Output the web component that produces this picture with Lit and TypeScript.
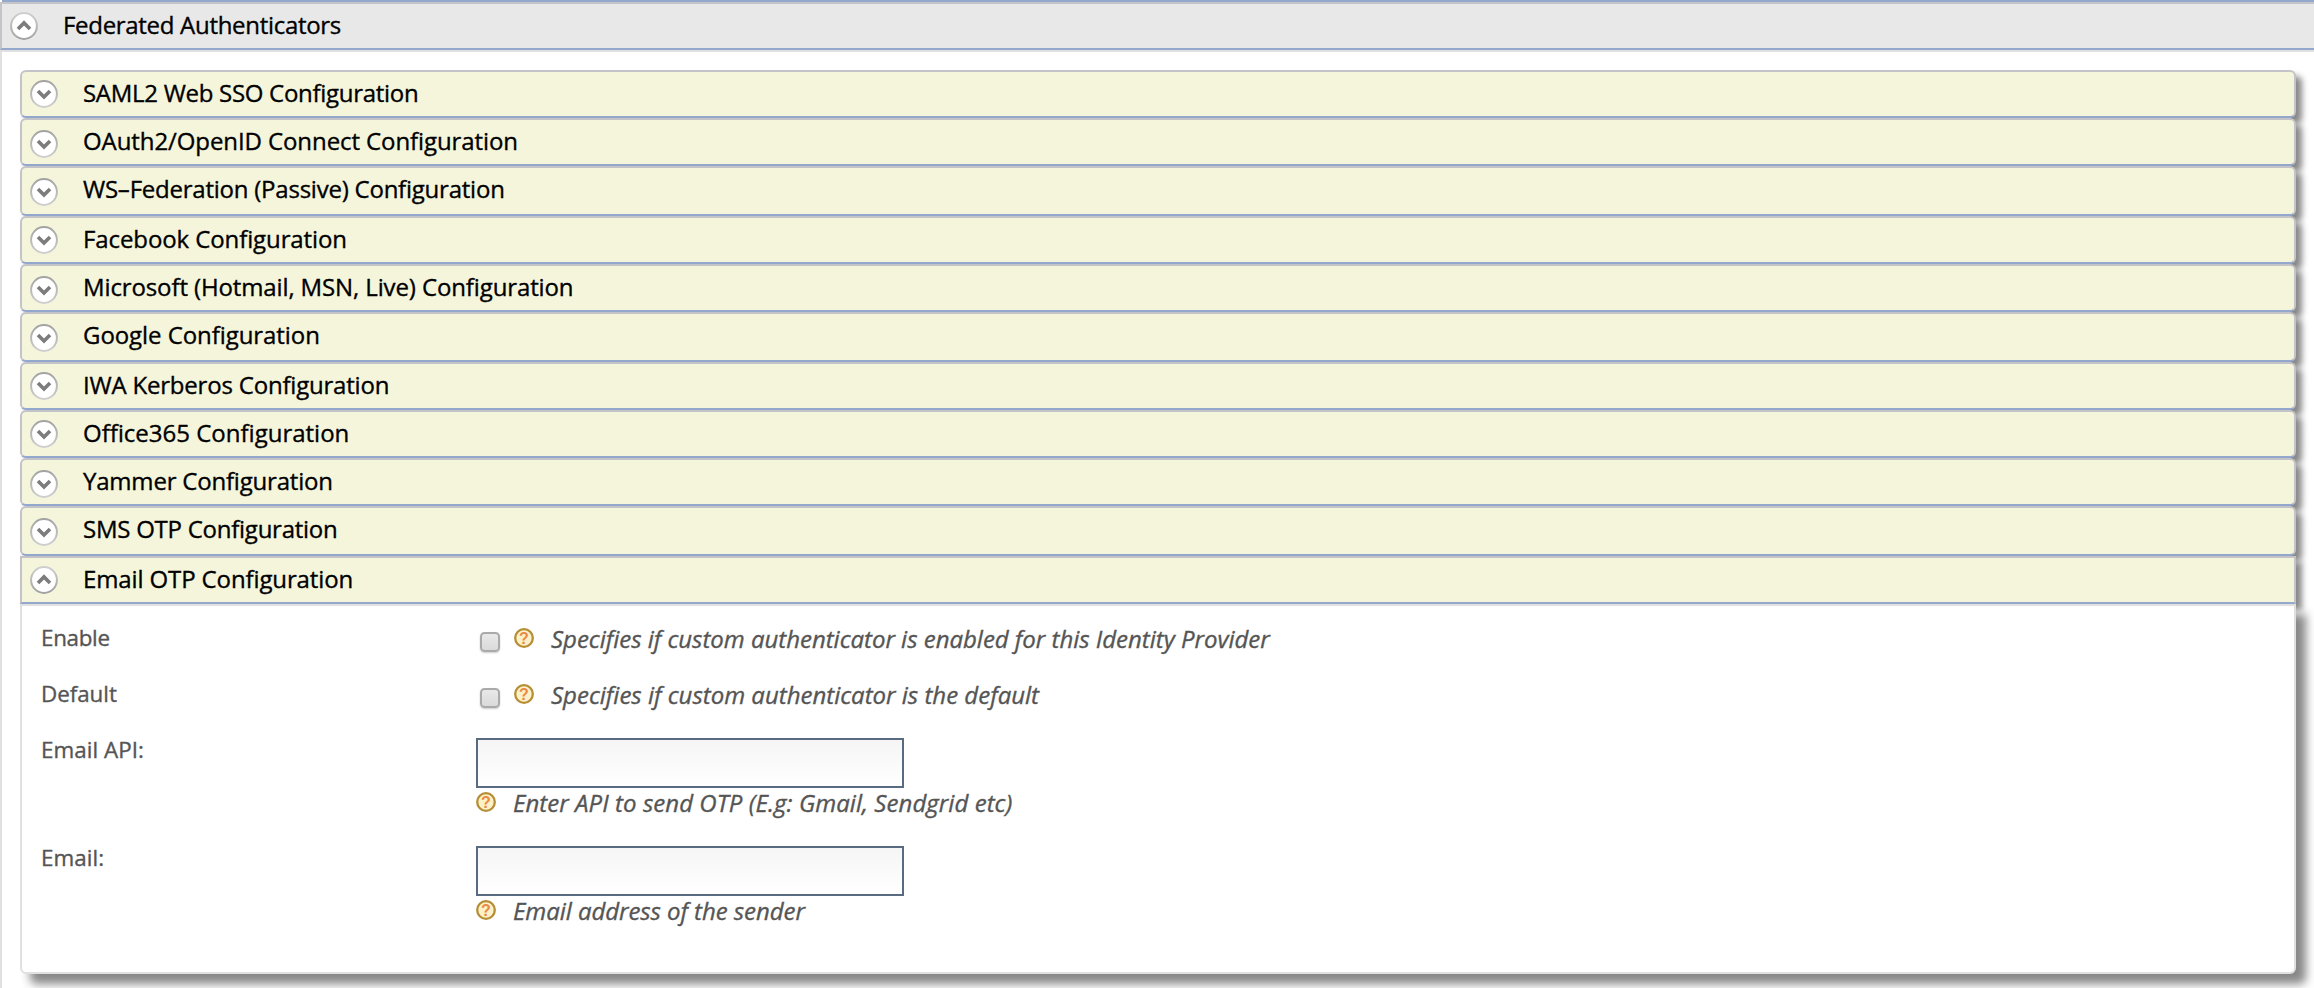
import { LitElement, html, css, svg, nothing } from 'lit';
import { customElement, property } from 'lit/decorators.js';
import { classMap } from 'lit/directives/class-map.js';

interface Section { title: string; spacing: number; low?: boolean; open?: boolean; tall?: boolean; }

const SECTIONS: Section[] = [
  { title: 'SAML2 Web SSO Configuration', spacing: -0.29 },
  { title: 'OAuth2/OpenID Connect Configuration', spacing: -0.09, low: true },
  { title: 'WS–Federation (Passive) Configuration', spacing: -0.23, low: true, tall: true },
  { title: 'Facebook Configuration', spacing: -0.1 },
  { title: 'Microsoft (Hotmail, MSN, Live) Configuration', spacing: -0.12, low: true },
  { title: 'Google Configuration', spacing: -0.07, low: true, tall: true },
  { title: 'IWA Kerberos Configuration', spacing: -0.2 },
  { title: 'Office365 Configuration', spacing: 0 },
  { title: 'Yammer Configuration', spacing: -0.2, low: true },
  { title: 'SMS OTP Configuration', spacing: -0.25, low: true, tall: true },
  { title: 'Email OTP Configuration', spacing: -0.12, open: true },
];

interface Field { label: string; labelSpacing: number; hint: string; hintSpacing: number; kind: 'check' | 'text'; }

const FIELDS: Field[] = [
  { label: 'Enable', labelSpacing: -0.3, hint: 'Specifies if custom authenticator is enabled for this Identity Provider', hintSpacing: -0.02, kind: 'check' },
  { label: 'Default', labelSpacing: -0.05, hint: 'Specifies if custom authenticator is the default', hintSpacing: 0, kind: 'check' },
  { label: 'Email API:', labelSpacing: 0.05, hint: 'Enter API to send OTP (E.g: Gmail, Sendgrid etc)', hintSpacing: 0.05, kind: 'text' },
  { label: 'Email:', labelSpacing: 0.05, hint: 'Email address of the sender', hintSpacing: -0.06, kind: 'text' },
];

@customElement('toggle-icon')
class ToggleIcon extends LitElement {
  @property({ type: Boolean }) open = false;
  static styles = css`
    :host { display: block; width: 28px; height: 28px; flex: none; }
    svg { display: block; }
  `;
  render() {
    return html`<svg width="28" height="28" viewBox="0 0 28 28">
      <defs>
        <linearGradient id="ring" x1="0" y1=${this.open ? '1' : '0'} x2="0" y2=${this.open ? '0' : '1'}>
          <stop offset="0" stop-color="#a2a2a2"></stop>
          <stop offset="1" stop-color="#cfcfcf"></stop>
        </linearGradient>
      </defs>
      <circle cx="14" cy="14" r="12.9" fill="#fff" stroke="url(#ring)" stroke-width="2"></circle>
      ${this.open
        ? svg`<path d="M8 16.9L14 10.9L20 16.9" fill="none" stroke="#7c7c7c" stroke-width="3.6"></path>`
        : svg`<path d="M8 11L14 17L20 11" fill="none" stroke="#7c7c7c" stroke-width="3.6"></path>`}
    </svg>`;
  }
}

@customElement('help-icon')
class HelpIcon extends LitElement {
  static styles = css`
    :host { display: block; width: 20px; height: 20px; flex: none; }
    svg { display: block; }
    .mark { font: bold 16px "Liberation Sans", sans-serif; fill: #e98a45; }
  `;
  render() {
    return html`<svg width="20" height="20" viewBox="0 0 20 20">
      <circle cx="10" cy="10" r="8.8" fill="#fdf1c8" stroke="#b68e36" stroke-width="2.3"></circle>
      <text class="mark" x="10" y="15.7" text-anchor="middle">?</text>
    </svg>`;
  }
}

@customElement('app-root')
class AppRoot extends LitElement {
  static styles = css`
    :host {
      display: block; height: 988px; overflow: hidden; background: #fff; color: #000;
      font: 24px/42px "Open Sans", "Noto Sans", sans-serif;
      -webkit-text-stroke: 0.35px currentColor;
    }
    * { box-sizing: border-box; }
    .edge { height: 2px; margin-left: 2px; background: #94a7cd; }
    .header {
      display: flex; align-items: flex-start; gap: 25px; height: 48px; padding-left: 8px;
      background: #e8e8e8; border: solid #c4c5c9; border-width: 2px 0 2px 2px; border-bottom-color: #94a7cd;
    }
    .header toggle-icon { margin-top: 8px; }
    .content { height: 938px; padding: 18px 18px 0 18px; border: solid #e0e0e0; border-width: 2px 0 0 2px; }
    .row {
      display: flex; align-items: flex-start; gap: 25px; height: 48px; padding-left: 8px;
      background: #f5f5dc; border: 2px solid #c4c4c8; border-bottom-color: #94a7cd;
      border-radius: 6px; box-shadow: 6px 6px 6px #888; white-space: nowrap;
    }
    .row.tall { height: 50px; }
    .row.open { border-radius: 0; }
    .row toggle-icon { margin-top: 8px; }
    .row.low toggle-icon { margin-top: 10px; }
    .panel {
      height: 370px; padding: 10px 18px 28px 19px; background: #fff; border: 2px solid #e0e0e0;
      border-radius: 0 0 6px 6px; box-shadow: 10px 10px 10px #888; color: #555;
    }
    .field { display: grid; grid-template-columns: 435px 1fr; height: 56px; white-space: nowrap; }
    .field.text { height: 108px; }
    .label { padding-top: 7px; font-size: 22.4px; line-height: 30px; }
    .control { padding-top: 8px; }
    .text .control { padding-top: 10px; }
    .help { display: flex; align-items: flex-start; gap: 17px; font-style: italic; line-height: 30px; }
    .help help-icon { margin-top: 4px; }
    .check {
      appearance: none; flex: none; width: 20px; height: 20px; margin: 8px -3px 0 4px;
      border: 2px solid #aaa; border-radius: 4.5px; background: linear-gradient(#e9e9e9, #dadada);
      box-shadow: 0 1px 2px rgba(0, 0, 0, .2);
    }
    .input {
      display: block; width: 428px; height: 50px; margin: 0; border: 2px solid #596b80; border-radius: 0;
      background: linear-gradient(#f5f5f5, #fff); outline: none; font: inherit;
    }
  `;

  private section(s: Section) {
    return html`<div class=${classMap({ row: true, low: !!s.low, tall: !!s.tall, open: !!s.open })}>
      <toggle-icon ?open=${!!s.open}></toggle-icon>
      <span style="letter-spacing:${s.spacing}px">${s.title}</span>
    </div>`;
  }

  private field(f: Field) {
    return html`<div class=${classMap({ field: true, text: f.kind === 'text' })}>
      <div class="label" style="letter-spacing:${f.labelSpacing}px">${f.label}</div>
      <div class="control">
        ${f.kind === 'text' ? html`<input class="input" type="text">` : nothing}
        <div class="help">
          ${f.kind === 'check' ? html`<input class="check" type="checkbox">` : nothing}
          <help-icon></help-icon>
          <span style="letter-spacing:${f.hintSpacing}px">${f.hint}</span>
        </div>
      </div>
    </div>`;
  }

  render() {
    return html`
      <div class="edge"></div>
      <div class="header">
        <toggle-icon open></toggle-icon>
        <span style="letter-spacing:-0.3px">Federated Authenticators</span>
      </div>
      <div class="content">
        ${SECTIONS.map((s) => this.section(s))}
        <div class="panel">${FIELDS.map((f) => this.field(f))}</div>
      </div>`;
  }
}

## Stated task
The lines from the start of the data through the line that contains "string; spacing: number;" are to be returned exactly, please, with both ends included and every picture left out.

## Exercise response
Output the web component that produces this picture with Lit and TypeScript.
import { LitElement, html, css, svg, nothing } from 'lit';
import { customElement, property } from 'lit/decorators.js';
import { classMap } from 'lit/directives/class-map.js';

interface Section { title: string; spacing: number; low?: boolean; open?: boolean; tall?: boolean; }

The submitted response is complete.